The God's Wife of Amun was a religious figure in Ancient Egypt who was the highest ranking priestess of the god Amun.  The priestess was stationed at the temple of Karnak in Thebes, and had both political and religious importance.  

History

At the beginning of the New Kingdom, the God's Wife of Amun royal title started to be held by royal women (usually the wife of the pharaoh, but sometimes by the queen mother), when its extreme power and prestige was first evident. The New Kingdom began in 1550 BCE with the Eighteenth Dynasty, when Ahmose I drove the Hyksos out of Egypt and their capital city was Thebes, which then became the leading city in Egypt. They believed that Amun had guided them in their victory and the cult rose to national importance. Adjustments to the rituals and myths followed.

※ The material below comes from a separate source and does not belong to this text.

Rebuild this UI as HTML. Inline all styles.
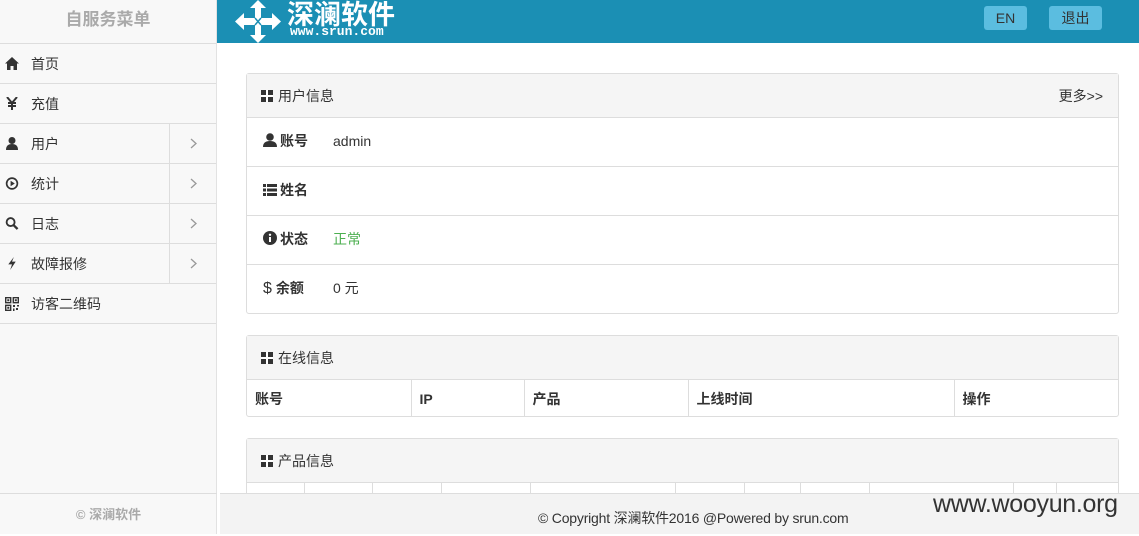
<!DOCTYPE html>
<html><head><meta charset="utf-8"><style>
*{margin:0;padding:0;box-sizing:border-box}
body{width:1139px;height:534px;overflow:hidden;font-family:"Liberation Sans","Noto Sans CJK SC",sans-serif;font-size:14px;color:#333;background:#fff;position:relative}
.side{position:absolute;left:0;top:0;width:217px;height:534px;background:#f8f8f8;border-right:1px solid #e2e2e2}
.side .t{height:44px;line-height:40px;text-align:center;font-size:17px;color:#aaa;font-weight:bold;border-bottom:1px solid #ddd}
.side .it{height:40px;line-height:40px;border-bottom:1px solid #ddd;position:relative;padding-left:31px;font-size:14px}
.side .it svg{position:absolute;left:5px;top:13px}
.side .it .ar{position:absolute;left:169px;top:0;width:48px;height:39px;border-left:1px solid #ddd}
.side .it .ar svg{left:20px;top:14px}
.sf{position:absolute;left:0;top:493px;width:217px;height:41px;border-top:1px solid #ddd;text-align:center;line-height:42px;color:#aaa;font-weight:bold;font-size:13px}
.hd{position:absolute;left:217px;top:0;width:922px;height:43px;background:#1b8fb4}
.btn{position:absolute;top:6px;height:24px;line-height:24px;background:#5bbde0;border-radius:3px;text-align:center;color:#333;font-size:14px}
.panel{position:absolute;left:246px;width:873px;border:1px solid #ddd;border-radius:3px;background:#fff}
.ph{height:44px;line-height:44px;background:#f5f5f5;border-bottom:1px solid #ddd;padding-left:14px;font-size:14px}
.grid{display:inline-block;width:12px;height:12px;vertical-align:-1px;margin-right:5px;background:linear-gradient(#fff,#fff) 5px 0/2px 12px no-repeat,linear-gradient(#fff,#fff) 0 5px/12px 2px no-repeat,#333}
.row{height:49px;line-height:46px;border-bottom:1px solid #ddd;padding-left:16px;position:relative}
.row b{display:inline-block;width:70px;font-weight:bold}
.row:last-child{border-bottom:none}
.row svg{vertical-align:-1px;margin-right:3px}
table{border-collapse:collapse;width:100%}
td{border-right:1px solid #ddd;height:37px;padding-left:8px;font-weight:bold}
.ft{position:absolute;left:220px;top:493px;width:919px;height:41px;background:#f3f3f3;border-top:1px solid #ddd}
</style></head><body>
<div class="side">
<div class="t">自服务菜单</div>
<div class="it"><svg width="14" height="13" viewBox="0 0 14 13"><path d="M7 0 L14 6.5 L12 6.5 L12 13 L8.5 13 L8.5 9 L5.5 9 L5.5 13 L2 13 L2 6.5 L0 6.5Z" fill="#333"/></svg>首页</div>
<div class="it"><svg width="14" height="13" viewBox="0 0 14 13"><path d="M2 0 L7 6 L12 0 M3 6 H11 M3 9 H11 M7 6 V13" stroke="#333" stroke-width="2" fill="none"/></svg>充值</div>
<div class="it"><svg width="14" height="13" viewBox="0 0 14 13"><circle cx="7" cy="3.5" r="3.5" fill="#333"/><path d="M1 13 Q1 7 7 7 Q13 7 13 13Z" fill="#333"/></svg>用户<span class="ar"><svg width="7" height="11"><path d="M1 1 L6 5.5 L1 10" stroke="#999" stroke-width="1.3" fill="none"/></svg></span></div>
<div class="it"><svg width="14" height="13" viewBox="0 0 14 14"><circle cx="7" cy="7" r="5.8" stroke="#333" stroke-width="1.8" fill="none"/><path d="M5.5 4 L10 7 L5.5 10Z" fill="#333"/></svg>统计<span class="ar"><svg width="7" height="11"><path d="M1 1 L6 5.5 L1 10" stroke="#999" stroke-width="1.3" fill="none"/></svg></span></div>
<div class="it"><svg width="14" height="13" viewBox="0 0 14 14"><circle cx="5.5" cy="5.5" r="4.3" stroke="#333" stroke-width="2" fill="none"/><path d="M8.5 8.5 L13 13" stroke="#333" stroke-width="2.5"/></svg>日志<span class="ar"><svg width="7" height="11"><path d="M1 1 L6 5.5 L1 10" stroke="#999" stroke-width="1.3" fill="none"/></svg></span></div>
<div class="it"><svg width="14" height="13" viewBox="0 0 14 14"><path d="M9 0 L3 8 L7 8 L5 14 L11 5 L7 5Z" fill="#333"/></svg>故障报修<span class="ar"><svg width="7" height="11"><path d="M1 1 L6 5.5 L1 10" stroke="#999" stroke-width="1.3" fill="none"/></svg></span></div>
<div class="it"><svg width="14" height="14" viewBox="0 0 14 14"><path d="M0.7 0.7h5v5h-5z M8.3 0.7h5v5h-5z M0.7 8.3h5v5h-5z" stroke="#333" stroke-width="1.4" fill="none"/><path d="M2.3 2.3h2v2h-2z M9.8 2.3h2v2h-2z M2.3 9.8h2v2h-2z M8 8h2v2H8z M11 11h2v2h-2z M8 11.5h1.5V14H8z M12 8h2v1.5h-2z" fill="#333"/></svg>访客二维码</div>
<div class="sf">© 深澜软件</div>
</div>
<div class="hd">
<svg style="position:absolute;left:18px;top:0" width="46" height="43" viewBox="0 0 46 43"><path d="M23 0 L31 8 L26 8 L26 18 L37 18 L37 13 L46 21.5 L37 30 L37 25 L26 25 L26 35 L31 35 L23 43 L15 35 L20 35 L20 25 L9 25 L9 30 L0 21.5 L9 13 L9 18 L20 18 L20 8 L15 8 Z" fill="#fff"/><path d="M20 18 L26 25 M26 18 L20 25" stroke="#1b8fb4" stroke-width="1.5"/></svg>
<div style="position:absolute;left:70px;top:0px;color:#fff;font-size:27px;line-height:30px;font-weight:bold;letter-spacing:0px">深澜软件</div>
<div style="position:absolute;left:73px;top:26px;color:#fff;font-family:'Liberation Mono',monospace;font-size:13px;line-height:12px;font-weight:bold">www.srun.com</div>
<div class="btn" style="left:767px;width:43px">EN</div>
<div class="btn" style="left:832px;width:53px">退出</div>
</div>
<div class="panel" style="top:73px;height:241px">
<div class="ph"><span class="grid"></span>用户信息<span style="position:absolute;right:15px">更多&gt;&gt;</span></div>
<div class="row"><b><svg width="14" height="14" viewBox="0 0 14 14"><circle cx="7" cy="4" r="3.8" fill="#333"/><path d="M0 14 Q0 8 7 8 Q14 8 14 14Z" fill="#333"/></svg>账号</b>admin</div>
<div class="row"><b><svg width="14" height="12" viewBox="0 0 14 12"><path d="M0 0h3v3H0zM4 0h10v3H4zM0 4.5h3v3H0zM4 4.5h10v3H4zM0 9h3v3H0zM4 9h10v3H4z" fill="#333"/></svg>姓名</b></div>
<div class="row"><b><svg width="14" height="14" viewBox="0 0 14 14"><circle cx="7" cy="7" r="7" fill="#333"/><rect x="6" y="6" width="2" height="5" fill="#fff"/><circle cx="7" cy="3.8" r="1.2" fill="#fff"/></svg>状态</b><span style="color:#4caf50">正常</span></div>
<div class="row"><b><span style="font-size:16px;font-weight:normal;margin-right:4px">$</span>余额</b>0 元</div>
</div>
<div class="panel" style="top:335px;height:82px">
<div class="ph"><span class="grid"></span>在线信息</div>
<table><tr><td style="width:164px">账号</td><td style="width:113px">IP</td><td style="width:164px">产品</td><td style="width:266px">上线时间</td><td style="border:none">操作</td></tr></table>
</div>
<div class="panel" style="top:438px;height:70px">
<div class="ph"><span class="grid"></span>产品信息</div>
<table><tr><td style="width:57px"></td><td style="width:68px"></td><td style="width:69px"></td><td style="width:89px"></td><td style="width:145px"></td><td style="width:69px"></td><td style="width:56px"></td><td style="width:69px"></td><td style="width:144px"></td><td style="width:43px"></td><td style="border:none"></td></tr></table>
</div>
<div class="ft"><div style="position:absolute;left:318px;top:14px;font-size:14px;color:#333;letter-spacing:-0.2px">© Copyright 深澜软件2016 @Powered by srun.com</div></div>
<div style="position:absolute;left:933px;top:490px;font-size:25px;color:#333;letter-spacing:-0.3px">www.wooyun.org</div>
</body></html>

The title, "God's Wife of Amun", referred to the myth of the divine birth of the pharaoh, according to which his mother was impregnated by Amun. While the office theoretically, was sacred, it was essentially wielded as a political tool by Egyptian pharaohs to maintain their authority over Upper Egypt and the powerful priesthood of Amun in Thebes. The royal lineage was traced through its women and, the rulers and the religious institutions were inexorably woven together in traditions that remained quite stable over a period of three thousand years. This title was used in preference to the title, Great Royal Wife, which was the title of the queen who was the consort to the pharaoh and who officiated at the temple. The new title conveyed that the pharaoh would be a demigod upon birth. Previously the pharaoh was considered to become divine only at death.

During the reign of Akhenaten, from 1353 BCE - 1334 BCE, all traditional gods of Egypt were worshiped in secret, and official cults were abolished, the God's Wife of Amun being among them.

By the Twentieth Dynasty, the position was reinstated when Ramesses VI  conferred this office as well as the additional title of Divine Adoratrice of Amun on his daughter, Iset; the pharaoh's actions inaugurated the tradition where every subsequent priestess had to be one of the pharaoh's daughters, unmarried and a virgin. In order to aid the succession, she would select a daughter of the next pharaoh to succeed her when she died

The office continued in existence until 525 BCE when the Persian Empire conquered Egypt, thus abolishing the office until Alexander the Great was crowned pharaoh in 332 BCE.

Ptolemaic Dynasty

At some point, between Alexander's coronation as pharaoh and the rise of the Ptolemaic Dynasty in the 4th century BCE, the God's Wife of Amun was reinstated.

By the late 1st Century BCE, Isidora, succeeded her mother Nitokris as the God's Wife of Amun and began using an Apple of Eden to kill grave robbers and avenge her mother's death.